***** DATASET SECTION

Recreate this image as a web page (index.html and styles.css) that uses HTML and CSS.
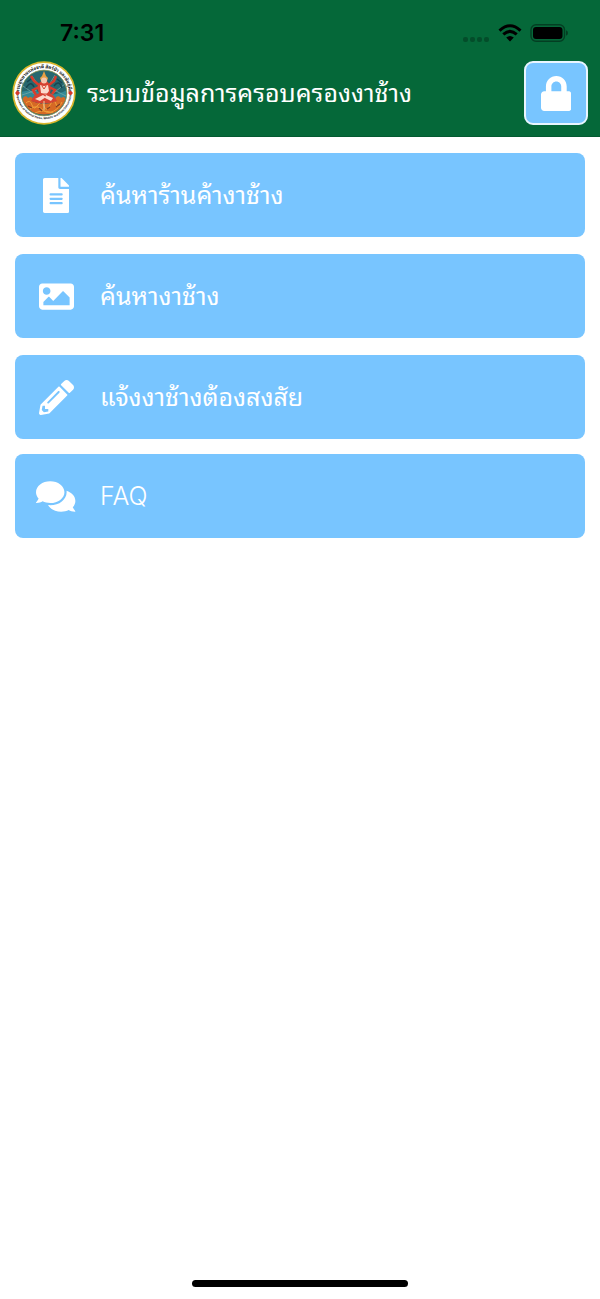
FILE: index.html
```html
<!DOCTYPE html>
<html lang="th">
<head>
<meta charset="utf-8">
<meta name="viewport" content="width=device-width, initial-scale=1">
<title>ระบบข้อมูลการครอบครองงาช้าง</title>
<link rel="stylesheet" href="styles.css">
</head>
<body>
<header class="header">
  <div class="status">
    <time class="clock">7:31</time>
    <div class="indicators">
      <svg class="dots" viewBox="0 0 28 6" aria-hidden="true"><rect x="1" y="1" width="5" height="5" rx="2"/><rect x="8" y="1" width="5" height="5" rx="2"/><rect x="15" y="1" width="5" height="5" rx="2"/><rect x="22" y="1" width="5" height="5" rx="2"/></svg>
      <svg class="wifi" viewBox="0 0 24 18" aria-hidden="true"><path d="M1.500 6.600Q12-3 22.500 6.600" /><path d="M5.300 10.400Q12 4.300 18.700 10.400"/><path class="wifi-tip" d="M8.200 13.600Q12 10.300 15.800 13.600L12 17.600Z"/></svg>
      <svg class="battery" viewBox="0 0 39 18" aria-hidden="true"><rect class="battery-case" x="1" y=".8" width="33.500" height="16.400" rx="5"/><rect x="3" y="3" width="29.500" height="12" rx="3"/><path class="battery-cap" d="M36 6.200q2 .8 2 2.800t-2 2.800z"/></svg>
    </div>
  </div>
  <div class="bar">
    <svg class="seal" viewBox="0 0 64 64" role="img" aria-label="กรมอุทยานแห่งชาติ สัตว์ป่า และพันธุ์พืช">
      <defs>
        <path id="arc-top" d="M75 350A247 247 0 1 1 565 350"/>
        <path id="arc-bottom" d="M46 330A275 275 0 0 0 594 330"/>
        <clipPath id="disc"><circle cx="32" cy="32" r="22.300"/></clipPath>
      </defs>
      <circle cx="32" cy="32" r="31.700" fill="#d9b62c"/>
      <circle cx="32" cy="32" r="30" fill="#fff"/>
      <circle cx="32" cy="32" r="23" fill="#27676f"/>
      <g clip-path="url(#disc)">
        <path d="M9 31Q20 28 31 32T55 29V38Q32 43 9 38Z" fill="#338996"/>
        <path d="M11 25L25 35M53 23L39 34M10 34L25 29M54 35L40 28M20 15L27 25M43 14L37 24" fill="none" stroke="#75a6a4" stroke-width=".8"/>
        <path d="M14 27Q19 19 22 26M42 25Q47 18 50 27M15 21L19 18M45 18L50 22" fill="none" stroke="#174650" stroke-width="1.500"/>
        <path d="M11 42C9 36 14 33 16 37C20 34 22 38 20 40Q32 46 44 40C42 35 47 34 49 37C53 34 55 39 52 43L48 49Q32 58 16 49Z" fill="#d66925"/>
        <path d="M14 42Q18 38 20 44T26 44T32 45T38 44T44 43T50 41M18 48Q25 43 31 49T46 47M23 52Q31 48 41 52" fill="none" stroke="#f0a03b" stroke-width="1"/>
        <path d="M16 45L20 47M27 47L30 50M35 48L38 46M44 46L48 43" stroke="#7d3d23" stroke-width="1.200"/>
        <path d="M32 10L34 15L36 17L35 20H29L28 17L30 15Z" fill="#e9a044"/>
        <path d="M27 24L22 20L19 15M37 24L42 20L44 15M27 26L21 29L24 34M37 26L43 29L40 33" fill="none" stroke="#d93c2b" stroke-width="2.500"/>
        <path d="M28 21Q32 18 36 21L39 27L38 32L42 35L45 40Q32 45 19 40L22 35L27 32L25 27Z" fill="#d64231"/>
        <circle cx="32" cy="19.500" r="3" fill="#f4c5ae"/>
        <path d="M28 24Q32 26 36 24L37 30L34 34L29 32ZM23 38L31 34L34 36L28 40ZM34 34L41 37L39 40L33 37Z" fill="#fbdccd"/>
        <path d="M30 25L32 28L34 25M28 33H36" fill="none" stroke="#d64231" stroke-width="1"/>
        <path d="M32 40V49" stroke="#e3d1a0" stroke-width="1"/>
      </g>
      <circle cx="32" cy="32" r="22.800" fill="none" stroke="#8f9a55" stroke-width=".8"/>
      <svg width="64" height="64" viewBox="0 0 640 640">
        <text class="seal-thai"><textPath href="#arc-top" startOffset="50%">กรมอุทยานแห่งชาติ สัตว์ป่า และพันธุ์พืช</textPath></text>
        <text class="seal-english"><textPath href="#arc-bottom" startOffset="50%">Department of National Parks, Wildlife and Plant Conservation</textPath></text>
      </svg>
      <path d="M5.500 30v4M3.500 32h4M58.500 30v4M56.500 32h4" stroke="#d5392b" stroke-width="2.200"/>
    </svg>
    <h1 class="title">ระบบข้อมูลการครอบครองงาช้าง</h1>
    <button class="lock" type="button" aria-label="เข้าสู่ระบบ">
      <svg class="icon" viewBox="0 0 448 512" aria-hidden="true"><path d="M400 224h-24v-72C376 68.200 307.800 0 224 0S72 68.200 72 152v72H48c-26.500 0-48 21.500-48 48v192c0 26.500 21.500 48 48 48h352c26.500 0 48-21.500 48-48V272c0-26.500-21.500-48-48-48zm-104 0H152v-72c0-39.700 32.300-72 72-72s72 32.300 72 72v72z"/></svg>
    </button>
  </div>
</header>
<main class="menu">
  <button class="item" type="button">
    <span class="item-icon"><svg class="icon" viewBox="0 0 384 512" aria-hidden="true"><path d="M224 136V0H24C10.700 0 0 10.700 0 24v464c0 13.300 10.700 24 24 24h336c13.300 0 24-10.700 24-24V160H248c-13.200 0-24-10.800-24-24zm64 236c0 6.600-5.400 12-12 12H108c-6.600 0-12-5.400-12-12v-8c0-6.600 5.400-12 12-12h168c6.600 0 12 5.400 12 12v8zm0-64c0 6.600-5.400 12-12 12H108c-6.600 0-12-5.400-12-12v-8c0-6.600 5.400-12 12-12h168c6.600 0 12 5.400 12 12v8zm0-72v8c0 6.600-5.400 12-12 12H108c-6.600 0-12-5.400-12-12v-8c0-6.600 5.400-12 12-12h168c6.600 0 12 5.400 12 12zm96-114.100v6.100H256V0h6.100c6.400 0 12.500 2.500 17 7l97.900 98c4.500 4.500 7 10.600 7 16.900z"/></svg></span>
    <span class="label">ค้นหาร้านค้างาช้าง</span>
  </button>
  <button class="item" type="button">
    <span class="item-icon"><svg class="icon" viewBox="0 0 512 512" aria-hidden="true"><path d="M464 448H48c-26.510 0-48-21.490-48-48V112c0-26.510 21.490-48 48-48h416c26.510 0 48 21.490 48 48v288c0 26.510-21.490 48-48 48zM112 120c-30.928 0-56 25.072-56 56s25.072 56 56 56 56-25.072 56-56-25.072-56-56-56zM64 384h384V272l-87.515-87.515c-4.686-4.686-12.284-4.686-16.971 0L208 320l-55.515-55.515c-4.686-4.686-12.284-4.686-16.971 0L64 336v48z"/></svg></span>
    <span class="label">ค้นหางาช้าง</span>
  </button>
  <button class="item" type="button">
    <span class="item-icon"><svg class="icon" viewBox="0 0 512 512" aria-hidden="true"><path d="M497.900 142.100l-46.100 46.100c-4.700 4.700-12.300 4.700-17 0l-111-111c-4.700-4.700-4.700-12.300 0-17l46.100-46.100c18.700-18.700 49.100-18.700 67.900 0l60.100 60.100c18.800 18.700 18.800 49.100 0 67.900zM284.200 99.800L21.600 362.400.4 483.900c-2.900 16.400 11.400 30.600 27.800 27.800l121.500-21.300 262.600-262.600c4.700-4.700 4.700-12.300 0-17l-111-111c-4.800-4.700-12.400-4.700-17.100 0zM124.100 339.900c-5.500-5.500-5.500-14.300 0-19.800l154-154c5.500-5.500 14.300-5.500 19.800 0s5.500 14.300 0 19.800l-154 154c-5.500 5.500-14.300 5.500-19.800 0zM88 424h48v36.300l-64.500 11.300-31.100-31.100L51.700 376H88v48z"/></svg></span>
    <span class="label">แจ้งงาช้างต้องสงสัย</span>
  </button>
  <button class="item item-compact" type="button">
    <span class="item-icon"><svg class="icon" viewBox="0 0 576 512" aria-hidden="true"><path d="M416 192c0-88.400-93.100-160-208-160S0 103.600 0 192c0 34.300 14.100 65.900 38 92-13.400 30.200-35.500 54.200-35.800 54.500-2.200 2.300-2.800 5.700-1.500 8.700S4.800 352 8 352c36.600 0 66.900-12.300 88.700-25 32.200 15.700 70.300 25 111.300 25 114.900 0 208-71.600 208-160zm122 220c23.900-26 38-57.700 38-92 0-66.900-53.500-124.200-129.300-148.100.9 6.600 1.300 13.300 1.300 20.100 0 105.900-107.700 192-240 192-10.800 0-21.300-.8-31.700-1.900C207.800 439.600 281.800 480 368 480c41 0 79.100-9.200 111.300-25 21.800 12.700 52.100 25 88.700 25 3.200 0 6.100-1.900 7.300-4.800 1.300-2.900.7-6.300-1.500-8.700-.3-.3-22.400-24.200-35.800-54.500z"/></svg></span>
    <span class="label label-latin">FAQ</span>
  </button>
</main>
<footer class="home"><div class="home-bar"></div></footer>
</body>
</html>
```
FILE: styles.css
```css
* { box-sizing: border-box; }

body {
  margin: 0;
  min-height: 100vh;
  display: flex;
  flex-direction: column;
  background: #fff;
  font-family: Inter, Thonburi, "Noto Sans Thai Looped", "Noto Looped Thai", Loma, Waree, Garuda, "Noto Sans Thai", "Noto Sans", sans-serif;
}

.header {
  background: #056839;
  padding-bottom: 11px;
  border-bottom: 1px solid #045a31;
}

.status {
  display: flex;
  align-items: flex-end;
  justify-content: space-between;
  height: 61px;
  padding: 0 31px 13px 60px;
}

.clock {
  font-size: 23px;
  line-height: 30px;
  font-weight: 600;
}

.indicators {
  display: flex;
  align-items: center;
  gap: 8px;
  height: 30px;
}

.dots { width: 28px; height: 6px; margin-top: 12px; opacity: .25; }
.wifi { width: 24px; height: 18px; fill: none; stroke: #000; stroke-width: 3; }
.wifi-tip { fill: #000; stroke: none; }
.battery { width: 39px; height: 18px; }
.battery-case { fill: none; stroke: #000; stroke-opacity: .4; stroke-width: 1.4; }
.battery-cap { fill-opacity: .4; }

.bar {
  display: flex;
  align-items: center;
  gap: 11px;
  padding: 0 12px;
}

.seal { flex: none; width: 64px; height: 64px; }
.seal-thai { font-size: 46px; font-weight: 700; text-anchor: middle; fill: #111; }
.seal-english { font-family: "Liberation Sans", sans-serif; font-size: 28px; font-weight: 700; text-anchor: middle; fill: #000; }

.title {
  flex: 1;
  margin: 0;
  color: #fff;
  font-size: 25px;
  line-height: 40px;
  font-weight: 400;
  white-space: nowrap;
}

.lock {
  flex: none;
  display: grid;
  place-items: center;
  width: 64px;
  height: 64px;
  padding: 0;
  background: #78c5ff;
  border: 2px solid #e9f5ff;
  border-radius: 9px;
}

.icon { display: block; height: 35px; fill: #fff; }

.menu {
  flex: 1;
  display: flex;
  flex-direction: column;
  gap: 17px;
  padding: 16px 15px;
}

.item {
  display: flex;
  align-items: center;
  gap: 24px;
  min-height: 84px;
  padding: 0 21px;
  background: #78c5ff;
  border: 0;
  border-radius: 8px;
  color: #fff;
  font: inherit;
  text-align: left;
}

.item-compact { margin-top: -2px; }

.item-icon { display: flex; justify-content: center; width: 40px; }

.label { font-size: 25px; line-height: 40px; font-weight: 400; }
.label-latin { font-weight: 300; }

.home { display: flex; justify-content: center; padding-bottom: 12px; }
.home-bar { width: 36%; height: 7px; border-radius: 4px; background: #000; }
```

**********

Lines containing the word "index" are to be counted in the listing; state their number alone.

OUTPUT => 2